Indie Music Stop Magazine: (go to CD reviews)

http://www.indiemusicstop.com/

They were actually written by John Lennon and Elvis Presley under pen names. Those dudes can't be using their real names for things like this, bro. People would lose their minds, bro. Also, if they make a negative comment or two, that's just an inside joke between the three of us. Funny little game Bob Dylan passed along. You wouldn't understand.

Prologue to a fourth and fifth piece of good news:

Two videos are almost done - one for My Museum and one for Long Live The Future! I know I have said this before but since there are such astronomical figures involved with these things it takes my accountants months to straighten out the payroll. Don't blame them, they have to earn their Bentleys somehow. As for me - I've been relaxing in my fur cottage, just fanning my gold with money and burning my money with hot diamonds. If you haven't tried using sushi to scrub the bathroom wall, you should try it. Works like perfect.  That's what my man-maid says, anyway.

See you soon!

Jack

Saturday, October 14, 2006 

Current mood:  impressed
Hey assorted humanities,

"The Drop To The Top" is released! It's officially gettable no matter where you sleep every night. Here's the brizeakdizown of how you can get it:

USA
1. Most major record stores in most major cities (Tower, Virgin, etc.)
2. Amazon.com and other online mail order sites
3. iTunes and other online download sites

UK/Europe
1. Amazon.com (for physical copies sent to you through the mail)
2. iTunes (for digital copies sent to you through the ether)

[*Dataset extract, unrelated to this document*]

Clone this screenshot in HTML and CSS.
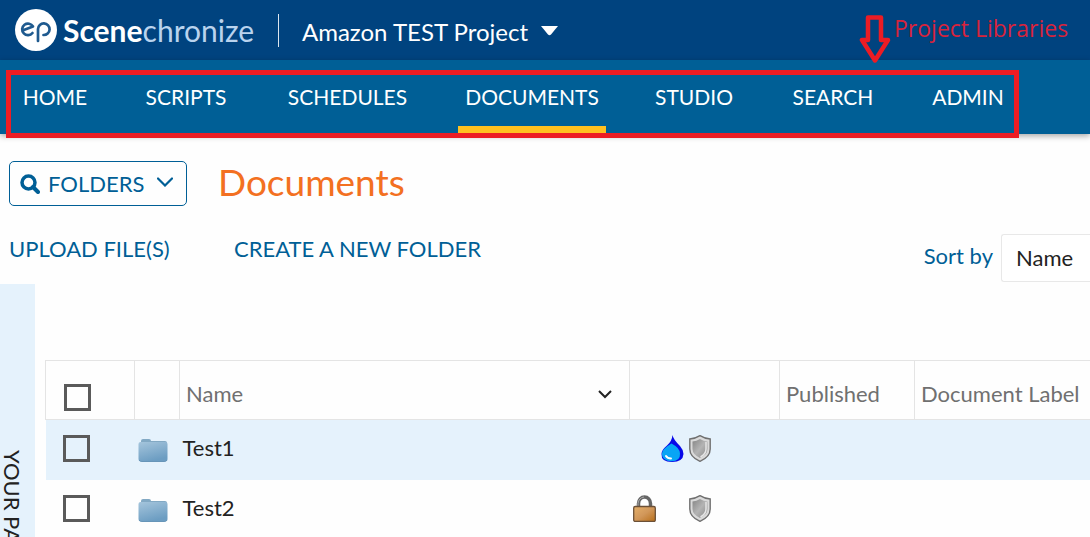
FILE: index.html
```html
<!DOCTYPE html>
<html lang="en">
<head>
<meta charset="utf-8">
<title>Scenechronize - Documents</title>
<link rel="stylesheet" href="styles.css">
</head>
<body>
<svg class="defs" aria-hidden="true">
  <defs>
    <linearGradient id="folder-fill" x1="0" y1="0" x2="0.4" y2="1"><stop offset="0" stop-color="#a5c5dc"/><stop offset="1" stop-color="#6c9dc2"/></linearGradient>
    <linearGradient id="lock-fill" x1="0" y1="0" x2="1" y2="1"><stop offset="0" stop-color="#e5b06a"/><stop offset="0.5" stop-color="#d1975a"/><stop offset="1" stop-color="#b86e18"/></linearGradient>
    <linearGradient id="shield-fill" x1="0" y1="0" x2="1" y2="1"><stop offset="0" stop-color="#858585"/><stop offset="0.5" stop-color="#b4b4b4"/><stop offset="1" stop-color="#898989"/></linearGradient>
    <symbol id="folder" viewBox="0 0 30 24">
      <path d="M3 6V3q0-2 2-2h6q2 0 2 2h14q2 0 2 2v3H3z" fill="#82a9c4"/>
      <path d="M0.5 6q0-2 2-2h25q2 0 2 2v15q0 2.500-2.500 2.500h-24q-2.500 0-2.500-2.500z" fill="url(#folder-fill)"/>
      <path d="M1 22q1 1.500 3 1.500h22q2 0 3-1.500" fill="none" stroke="#6795b8"/>
    </symbol>
    <symbol id="shield" viewBox="0 0 22 27">
      <path d="M11 .7Q6.500 3.600.8 4V14q0 8 10.200 12.300Q21.200 22 21.200 14V4Q15.500 3.600 11 .7z" fill="#dadada" stroke="#707070" stroke-width="1.400"/>
      <path d="M11 4Q7.500 6 3.500 6.500V14q0 5.500 7.500 9Q18.500 19.500 18.500 14V6.500Q14.500 6 11 4z" fill="url(#shield-fill)"/>
      <path d="M17 7v7q0 5-5.500 8" fill="none" stroke="#e6e6e6" stroke-width="1.500"/>
    </symbol>
  </defs>
</svg>
<header class="topbar">
  <a class="brand" href="#">
    <svg class="brand-mark" viewBox="0 0 42 42" aria-hidden="true">
      <circle cx="21" cy="21" r="21" fill="#fff"/>
      <path d="M7.500 21.500L18 17.500A5.800 5.800 0 1 0 17.500 24M23 32V20A5.800 5.800 0 1 1 28.500 26" fill="none" stroke="#1f5a8f" stroke-width="2.700" stroke-linecap="round" stroke-linejoin="round"/>
    </svg>
    <span class="brand-name"><b>Scene</b>chronize</span>
  </a>
  <button class="project" type="button">Amazon TEST Project
    <svg class="caret" viewBox="0 0 17 10" aria-hidden="true"><path d="M0 0h17L10 8.500q-1.500 1.500-3 0z" fill="#fff"/></svg>
  </button>
</header>
<nav class="mainnav">
  <a href="#">HOME</a>
  <a href="#">SCRIPTS</a>
  <a href="#">SCHEDULES</a>
  <a href="#" class="active" aria-current="page">DOCUMENTS</a>
  <a href="#">STUDIO</a>
  <a href="#">SEARCH</a>
  <a href="#">ADMIN</a>
  <div class="callout-box"></div>
</nav>
<div class="callout">
  <svg class="callout-arrow" viewBox="0 0 32 49" aria-hidden="true"><path d="M9 3.500H22V26H29L16 46.500L3 26H9z" fill="none" stroke="#ec1c24" stroke-width="4.500" stroke-linejoin="round"/></svg>
  <span>Project Libraries</span>
</div>
<main>
  <div class="heading">
    <button class="folders" type="button">
      <svg class="search-icon" viewBox="0 0 20 20" aria-hidden="true"><circle cx="8.500" cy="8.500" r="6.500" fill="none" stroke="#005f96" stroke-width="3.500"/><path d="M13 13l5 5" stroke="#005f96" stroke-width="4" stroke-linecap="round"/></svg>
      FOLDERS
      <svg class="folders-chevron" viewBox="0 0 16 10" aria-hidden="true"><path d="M1 1.500l7 7 7-7" fill="none" stroke="#005f96" stroke-width="2.200" stroke-linecap="round"/></svg>
    </button>
    <h1>Documents</h1>
  </div>
  <div class="actions">
    <a href="#">UPLOAD FILE(S)</a>
    <a href="#">CREATE A NEW FOLDER</a>
    <div class="sort">
      <label for="sort">Sort by</label>
      <select id="sort"><option>Name</option></select>
    </div>
  </div>
  <div class="workspace">
    <aside class="side">YOUR PAGES</aside>
    <table class="files">
      <colgroup><col class="c-check"><col class="c-icon"><col class="c-name"><col class="c-flags"><col class="c-pub"><col></colgroup>
      <thead>
        <tr>
          <th><input type="checkbox" aria-label="Select all"></th>
          <th></th>
          <th><span class="sortable">Name <svg class="th-chevron" viewBox="0 0 14 9" aria-hidden="true"><path d="M1 1l6 6 6-6" fill="none" stroke="#222" stroke-width="2"/></svg></span></th>
          <th></th>
          <th>Published</th>
          <th>Document Label</th>
        </tr>
      </thead>
      <tbody>
        <tr class="selected">
          <td><input type="checkbox" aria-label="Select Test1"></td>
          <td><svg class="folder"><use href="#folder"/></svg></td>
          <td>Test1</td>
          <td><div class="flags"><span></span>
            <svg class="drop" viewBox="0 0 23 27" role="img" aria-label="Watermark"><path d="M11.500 0Q12 4 19 11q3.500 4 3.500 8Q22 27 11 27T.5 19Q.5 15 6 10.500 11 6 11.500 0z" fill="#0808e8"/><path d="M10.500 8.500Q.8 14 .8 19 1.500 26.300 10.500 26.300T19 18.500Q19 13 10.500 8.500z" fill="#08a5f5"/><path d="M5 21q1.500 2.500 5 2.500" fill="none" stroke="#fff" stroke-width="2" stroke-linecap="round"/></svg>
            <svg class="shield"><use href="#shield"/></svg></div></td>
          <td></td><td></td>
        </tr>
        <tr>
          <td><input type="checkbox" aria-label="Select Test2"></td>
          <td><svg class="folder"><use href="#folder"/></svg></td>
          <td>Test2</td>
          <td><div class="flags">
            <svg class="lock" viewBox="0 0 23 27" role="img" aria-label="Locked"><path d="M5.500 12V8.500a6 6.500 0 0 1 12 0V12" fill="none" stroke="#666" stroke-width="3.500"/><path d="M5 11V8.500a6.500 7 0 0 1 6-6.500" fill="none" stroke="#aaa"/><rect x=".7" y="11.500" width="21.600" height="15" rx="1.500" fill="url(#lock-fill)" stroke="#6b5037" stroke-width="1.300"/></svg>
            <span></span>
            <svg class="shield"><use href="#shield"/></svg></div></td>
          <td></td><td></td>
        </tr>
      </tbody>
    </table>
  </div>
</main>
</body>
</html>
```

FILE: styles.css
```css
* { box-sizing: border-box; }
html, body { height: 100%; }
body {
  margin: 0;
  display: flex;
  flex-direction: column;
  position: relative;
  overflow: hidden;
  background: #fefefe;
  color: #222;
  font: 22px/28px Lato, "Noto Sans", sans-serif;
}
a { color: inherit; text-decoration: none; }
button, select, input { font: inherit; color: inherit; margin: 0; }
button { background: none; border: 0; padding: 0; }
.defs { position: absolute; width: 0; height: 0; }

.topbar {
  flex: none;
  display: flex;
  align-items: center;
  height: 60px;
  padding-left: 15px;
  background: #00437f;
  color: #fff;
}
.brand { display: flex; align-items: center; gap: 6px; width: 264px; height: 33px; border-right: 1px solid #dce6ef; }
.brand-mark { width: 42px; height: 42px; }
.brand-name { font-size: 30px; color: #b9d3ee; }
.brand-name b { color: #fff; font-weight: 700; }
.project { display: flex; align-items: center; gap: 13px; margin-left: 23px; padding-top: 4px; font-size: 24px; }
.caret { width: 17px; height: 10px; margin-bottom: 2px; }

.mainnav {
  flex: none;
  display: grid;
  grid-template-columns: 78px 102px 139px 148px 94px 102px 86px;
  column-gap: 41px;
  position: relative;
  height: 74px;
  padding-left: 16px;
  background: #005f96;
  color: #fff;
  font-size: 21px;
  box-shadow: 0 2px 6px rgba(0, 0, 0, .35);
}
.mainnav a { padding-top: 23px; text-align: center; white-space: nowrap; }
.mainnav .active { border-bottom: 8px solid #ffc020; }
.callout-box { position: absolute; left: 6px; top: 10px; width: 1013px; height: 68px; border: 5px solid #ec1c24; }
.callout {
  position: absolute;
  left: 859px;
  top: 14px;
  display: flex;
  gap: 3px;
  color: #d8233c;
  font: 23px/28px "Open Sans", "Noto Sans", sans-serif;
}
.callout-arrow { width: 32px; height: 49px; }

main { flex: 1; display: flex; flex-direction: column; min-height: 0; }
.heading { display: flex; align-items: center; gap: 31px; padding: 27px 9px 0; }
.folders {
  display: flex;
  align-items: center;
  width: 178px;
  height: 45px;
  padding: 0 13px 0 10px;
  border: 1px solid #005f96;
  border-radius: 5px;
  color: #005f96;
}
.search-icon { width: 20px; height: 20px; margin-right: 8px; }
.folders-chevron { width: 16px; height: 10px; margin: 0 0 4px auto; }
h1 { margin: 0; padding-bottom: 4px; color: #f37021; font-size: 37px; line-height: 40px; font-weight: 400; }
.actions { display: flex; padding: 28px 0 0 9px; color: #005f96; }
.actions > a { width: 225px; padding-top: 1px; white-space: nowrap; }
.actions > a + a { width: 260px; }
.sort { display: flex; align-items: center; gap: 8px; margin-left: auto; height: 48px; }
.sort label { padding-bottom: 5px; }
.sort select {
  appearance: none;
  width: 89px;
  height: 48px;
  padding: 0 0 0 14px;
  border: 1px solid #e8e8e8;
  border-right: 0;
  border-radius: 3px 0 0 3px;
  background: #fff;
  color: #222;
}

.workspace { flex: 1; display: flex; align-items: flex-start; gap: 10px; padding-top: 2px; min-height: 0; }
.side {
  flex: none;
  align-self: stretch;
  width: 35px;
  padding: 166px 0 0;
  background: #e5f2fc;
  writing-mode: vertical-rl;
  line-height: 46px;
  overflow: hidden;
  white-space: nowrap;
}
.files { flex: 1; margin-top: 76px; table-layout: fixed; border-collapse: collapse; }
.c-check { width: 89px; }
.c-icon { width: 45px; }
.c-name { width: 450px; }
.c-flags { width: 150px; }
.c-pub { width: 135px; }
th {
  height: 59px;
  padding: 8px 6px 0;
  border: 1px solid #e4e4e4;
  border-right: 0;
  color: #707070;
  font-weight: 400;
  text-align: left;
  white-space: nowrap;
}
td { height: 60px; padding: 0 3px 3px; }
th:first-child { padding-left: 18px; }
td:first-child { padding-left: 17px; }
.selected { background: #e5f2fc; }
.files input {
  appearance: none;
  display: block;
  width: 27px;
  height: 27px;
  border: 3px solid #5a5a5a;
}
th input { margin-top: 6px; }
.sortable { display: flex; align-items: center; justify-content: space-between; padding-right: 11px; }
.th-chevron { width: 14px; height: 9px; }
.folder { display: block; width: 30px; height: 24px; margin-top: 3px; }
.flags { display: grid; grid-template-columns: 23px 23px 22px; column-gap: 5px; }
.flags svg { width: 100%; height: 27px; }
```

If you can't find the record at these places just let us know and we will hunt them down like dogs. Like, we'll be the dogs and they'll be the hunted. Not like they're dogs and we're hunting them. We don't hunt for dogs. You can just whistle and get a dog. That's not impressive. But to hunt LIKE a dog. That's the real shit right there.

Buy the album and command your friends to buy it too! You OWN them! You are the single most important opinion in their ear! ENFORCE it! Threaten them! Sever ties with anyone who refuses you! Abandon your faaaaamilyyyyyyyyyyyyyyyyyyyyyyyyy!!!!!!!!

Calmly,
Jack
Friday, September 08, 2006 

Hey you with the face,

There is good news banging around my mouth.  And I don't mean that Good News is having sex near me and trying to avoid my lips and teeth.  I mean I have a bunch of words in my head that make happiness when strung together in this way:

The following shows of the Regina Spektor Fall US Tour will feature Only Son as a full 5-piece band:

9.20 - Toad's Place - New Haven, CT

9.21 - Lupo's Heartbreak Hotel - Providence, RI

9.27 - Town Hall - NY, NY

9.28 - Town Hall  - NY, NY

9.30 - Electric Factory - Philadelphia, PA 

10.3 - 9:30 Club - Washington DC

10.6 - Avalon - Boston, MA

You should buy tickets now because they seem to be flying away nicely...

Also, the final version of the CD with a lyrics booklet will be for sale at all the shows on the tour so bring your money and give it to me so that we can see each other again.